Google est devenu trop puissant - il est temps de créer un index de recherche européen !

La dernière amende antitrust infligée à Google par l'UE montre pourquoi le pouvoir de Google doit être limité.

Cette semaine, Google a perdu un appel contre une amende massive de l'UE en matière de concurrence pour avoir écrasé des services d'achat rivaux sur son moteur de recherche. L'amende de 2,4 milliards d'euros a été infligée en 2017 parce que Google affichait son propre service d'achat par comparaison de prix en tête des résultats de recherche, ce qui entraînait un énorme désavantage pour les concurrents. Indépendamment de l'amende, Google détient toujours un tel pouvoir sur nos résultats de recherche qu'il définit la façon dont nous voyons le monde. Il faut que cela change.


Le pouvoir de Google

La majorité des Européens utilisent la recherche Google pour filtrer le web. Cette énorme part de marché confère à Google un pouvoir immense, dont la société a - à plusieurs reprises - abusé par le passé.

Dans sa décision contre Google, le tribunal a déclaré : “En favorisant son propre service de comparaison de prix sur ses pages de résultats généraux par un affichage et un positionnement plus favorables, tout en reléguant les résultats des services de comparaison concurrents dans ces pages au moyen d’algorithmes de classement, Google s’est écarté de la concurrence par les mérites.”

L’amende avait initialement été émise en 2017, un record à l’époque (et aussi la première des trois amendes antitrust émises par l’UE ces dernières années). Mais en raison de la longueur de l’enquête judiciaire, Google a pu renforcer davantage sa position dominante sur le marché.

Shivaun Raff, directeur général et cofondateur de Foundem, un service de comparaison de prix en Europe qui a contribué à porter la plainte initiale contre Google, a déclaré : “Si nous nous félicitons du jugement rendu aujourd’hui, il n’annule pas le préjudice considérable causé aux consommateurs et à la concurrence par plus d’une décennie de pratiques insidieuses de manipulation des recherches par Google.”

Néanmoins, l’affaire a créé un précédent quant à la manière dont l’UE traite les plaintes liées à la prééminence que Google accorde à ses propres cartes, aux résultats des prix des vols et aux listes d’entreprises locales dans ses outils de recherche.

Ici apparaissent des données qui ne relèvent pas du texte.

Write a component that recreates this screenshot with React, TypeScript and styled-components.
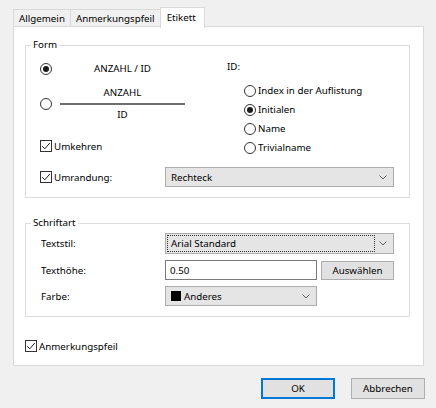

L’histoire de l’UE contre les grandes entreprises technologiques

La nouvelle décision prise à l’encontre de Google s’inscrit dans le cadre d’une série de mesures visant à contrôler les grandes entreprises technologiques américaines, notamment Google, Apple, Facebook, Amazon et Microsoft. Ces entreprises ont été accusées d’échapper à l’impôt, d’étouffer la concurrence, de voler le contenu des médias et de menacer la démocratie en diffusant de fausses informations.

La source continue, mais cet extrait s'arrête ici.